### What to work on
Check each line of the material below for the string "index", then report how many lines have it, and nothing else.

### Data provided
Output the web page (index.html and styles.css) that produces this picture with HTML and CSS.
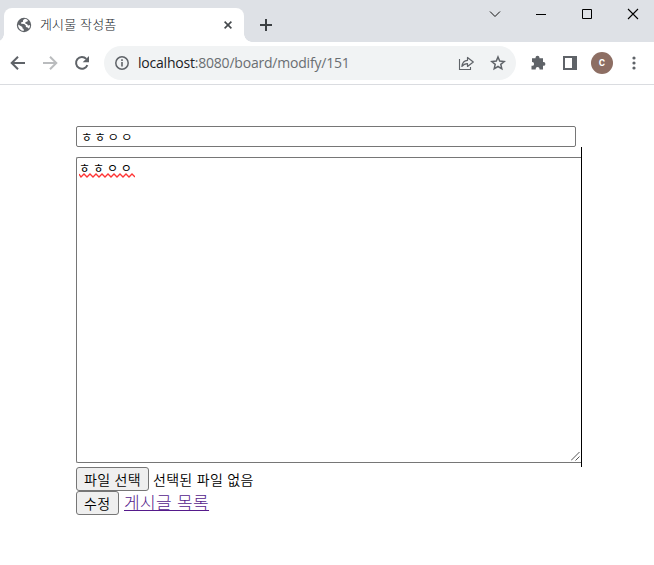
FILE: index.html
```html
<!DOCTYPE html>
<html lang="ko">
<head>
<meta charset="utf-8">
<title>게시물 작성폼</title>
<link rel="stylesheet" href="styles.css">
</head>
<body>
<header class="tabstrip">
  <div class="tab">
    <svg class="globe" width="16" height="16" viewBox="0 0 16 16"><circle cx="8" cy="8" r="7.2" fill="#5f6368"/><path d="M9 1.8 7.1 3.1 7 4.8 5 5.5l.2 1.3 3 .2 1.6 1.5.1 1.5 1.7.5 1.4 1.2A6 6 0 0 0 14 8c-1.500.8-2.500.4-2.700-.8L9.300 6.600l.2-1.500 1.900-.5.5-1.300A6 6 0 0 0 9 1.800zM2.100 7.600l4.300 2.300v1.300l1.300.8v2A6 6 0 0 1 2.100 7.600z" fill="#fff"/></svg>
    <span class="tab-title">게시물 작성폼</span>
    <svg class="tab-close" width="8" height="8" viewBox="0 0 8 8"><path d="M.6.6l6.800 6.800M7.400.6L.6 7.400" stroke="#45494d" stroke-width="1.600"/></svg>
  </div>
  <svg class="new-tab" width="12" height="12" viewBox="0 0 12 12"><path d="M6 0v12M0 6h12" stroke="#3c4043" stroke-width="2"/></svg>
  <div class="window-buttons">
    <svg width="46" height="28" viewBox="0 0 46 28"><path d="M18 11.500l5 5 5-5" fill="none" stroke="#111"/></svg>
    <svg width="46" height="28" viewBox="0 0 46 28"><path d="M18 14.500h10" stroke="#000"/></svg>
    <svg width="46" height="28" viewBox="0 0 46 28"><path d="M18.500 9.500h9v9h-9z" fill="none" stroke="#000"/></svg>
    <svg width="46" height="28" viewBox="0 0 46 28"><path d="M18 9l10 10M28 9L18 19" stroke="#000" stroke-width="1.100"/></svg>
  </div>
</header>
<nav class="toolbar">
  <svg class="nav-icon" width="16" height="16" viewBox="0 0 16 16"><path d="M15 8H2.500M8 1.700L1.700 8 8 14.300" fill="none" stroke="#5f6368" stroke-width="2"/></svg>
  <svg class="nav-icon" width="16" height="16" viewBox="0 0 16 16"><path d="M1 8h12.500M8 1.700L14.300 8 8 14.300" fill="none" stroke="#babcbe" stroke-width="2"/></svg>
  <svg class="nav-icon" width="16" height="16" viewBox="0 0 16 16"><path d="M13.400 10.200A5.900 5.900 0 1 1 12.300 3.900" fill="none" stroke="#5f6368" stroke-width="2"/><path d="M15 1v6.300H8.700z" fill="#5f6368"/></svg>
  <div class="omnibox">
    <svg width="16" height="16" viewBox="0 0 16 16"><circle cx="8" cy="8" r="6.200" fill="none" stroke="#5f6368" stroke-width="1.500"/><path d="M8 7v4.500M8 4.300v1.600" stroke="#5f6368" stroke-width="1.600"/></svg>
    <span class="url"><b>localhost</b>:8080/board/modify/151</span>
    <svg class="share" width="16" height="16" viewBox="0 0 16 16"><path d="M1.500 4v10.500h11V12" fill="none" stroke="#5f6368" stroke-width="1.100"/><path d="M9.500 2.500v2.800C6.300 5.500 4.300 7.800 3.900 11.500c1.500-2 3.200-2.800 5.600-2.800v2.800L15.300 7z" fill="none" stroke="#5f6368" stroke-width="1.200" stroke-linejoin="round"/></svg>
    <svg class="star" width="16" height="16" viewBox="0 0 16 16"><path d="M8 2l1.700 4.100 4.500.4-3.400 2.900 1 4.400L8 11.500l-3.800 2.300 1-4.400-3.400-2.900 4.500-.4z" fill="none" stroke="#5f6368" stroke-width="1.500"/></svg>
  </div>
  <svg class="puzzle" width="16" height="16" viewBox="0 0 16 16"><path d="M2 3.300h3.500V2.800a2 2 0 0 1 4 0v.5H13V7h.5a1.900 1.900 0 0 1 0 3.800H13v3.700H9.500v-.7a1.900 1.900 0 0 0-3.800 0v.7H1.500v-3.700h.7a1.900 1.900 0 0 0 0-3.800H2z" fill="#5f6368"/></svg>
  <svg class="panel" width="14" height="14" viewBox="0 0 14 14"><path d="M0 0h14v14H0zM2 2v10h7V2z" fill="#5f6368" fill-rule="evenodd"/></svg>
  <span class="avatar">c</span>
  <svg class="menu" width="4" height="14" viewBox="0 0 4 14"><g fill="#5f6368"><circle cx="2" cy="2" r="1.600"/><circle cx="2" cy="7" r="1.600"/><circle cx="2" cy="12" r="1.600"/></g></svg>
</nav>
<main class="form">
  <div class="title-field">ㅎㅎㅇㅇ</div>
  <div class="editor">
    <div class="content-field">
      <div class="content-text">ㅎㅎㅇㅇ</div>
      <svg class="squiggle" width="56" height="5" viewBox="0 0 56 5"><path d="M0 1l2 3 3-3 3 3 3-3 3 3 3-3 3 3 3-3 3 3 3-3 3 3 3-3 3 3 3-3 3 3 3-3 3 3 3-3 3 3" fill="none" stroke="#ff3434" stroke-width="1.300"/></svg>
      <svg class="grip" width="9" height="9" viewBox="0 0 9 9"><path d="M0 8.500L8.500 0M4.500 8.500L8.500 4.500" stroke="#555" stroke-width="1"/></svg>
    </div>
  </div>
  <div class="row"><span class="button file-button">파일 선택</span><span class="file-name">선택된 파일 없음</span></div>
  <div class="row"><span class="button submit">수정</span><a class="list-link" href="#">게시글 목록</a></div>
</main>
</body>
</html>
```
FILE: styles.css
```css
* { box-sizing: border-box; }
body { margin: 0; height: 565px; overflow: hidden; background: #fff; color: #000; font-family: "Noto Sans CJK KR", sans-serif; }
svg { display: block; flex: none; }
.tabstrip { display: flex; height: 42px; background: #dee1e6; }
.tab { position: relative; display: flex; align-items: center; width: 240px; height: 34px; margin: 8px 0 0 4px; padding: 0 12px; border-radius: 8px 8px 0 0; background: #fff; }
.tab::before, .tab::after { content: ""; position: absolute; bottom: 0; width: 8px; height: 8px; }
.tab::before { left: -8px; background: radial-gradient(circle at 0 0, transparent 7.5px, #fff 8px); }
.tab::after { right: -8px; background: radial-gradient(circle at 100% 0, transparent 7.5px, #fff 8px); }
.tab-title { margin: -2px 0 0 8px; font-size: 13px; line-height: 16px; letter-spacing: .15px; color: #202428; white-space: nowrap; font-weight: 300; }
.tab-close { margin-left: auto; }
.new-tab { margin: 19px 0 0 16px; }
.window-buttons { display: flex; margin-left: auto; margin-right: -2px; }
.toolbar { display: flex; align-items: center; height: 43px; padding-left: 10px; border-bottom: 1px solid #dadce0; }
.nav-icon { margin-right: 16px; }
.omnibox { display: flex; align-items: center; width: 412px; height: 34px; margin-left: -2px; padding: 0 10px; border-radius: 17px; background: #f1f3f4; }
.url { margin-left: 8px; font: 14px/20px "Open Sans", sans-serif; letter-spacing: -.21px; color: #6a6e72; white-space: nowrap; }
.url b { font-weight: 400; color: #202124; }
.share { margin-left: auto; }
.star { margin-left: 16px; }
.puzzle { margin-left: 14px; }
.panel { margin-left: 17px; }
.avatar { width: 22px; height: 22px; margin-left: 14px; border-radius: 50%; background: #8d6e63; color: #fff; font: 500 12px/21px Roboto, sans-serif; text-align: center; }
.menu { margin-left: 19px; }
.form { padding: 41px 0 0 76px; }
.title-field { width: 500px; height: 21px; padding-left: 4px; border: 1px solid #767676; border-radius: 2px; font-size: 12.5px; line-height: 20px; letter-spacing: 1.8px; font-weight: 350; white-space: nowrap; }
.editor { width: 506px; height: 320px; padding-top: 10px; border-right: 1px solid #000; }
.content-field { position: relative; height: 306px; padding: 1px 2px; border: 1px solid #767676; border-right: 0; border-radius: 2px 0 0 2px; }
.content-text { font-size: 12px; line-height: 17px; letter-spacing: 2.9px; }
.squiggle { position: absolute; left: 2px; top: 15px; }
.grip { position: absolute; right: 1px; bottom: 1px; }
.row { display: flex; align-items: center; height: 24px; }
.button { height: 24px; border: 1px solid #767676; border-radius: 3px; background: #efefef; font-size: 14px; line-height: 23px; letter-spacing: .3px; padding-left: 7px; font-weight: 350; white-space: nowrap; }
.file-button { width: 73px; }
.file-name { margin-left: 4px; font-size: 14px; line-height: 22px; letter-spacing: .3px; font-weight: 350; white-space: nowrap; }
.submit { width: 43px; }
.list-link { margin: -2px 0 0 5px; font-size: 17px; line-height: 24px; letter-spacing: .35px; font-weight: 300; color: #551a8b; text-underline-offset: 1px; text-decoration-thickness: 1px; text-decoration-skip-ink: none; white-space: nowrap; }
```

### Problem solution
2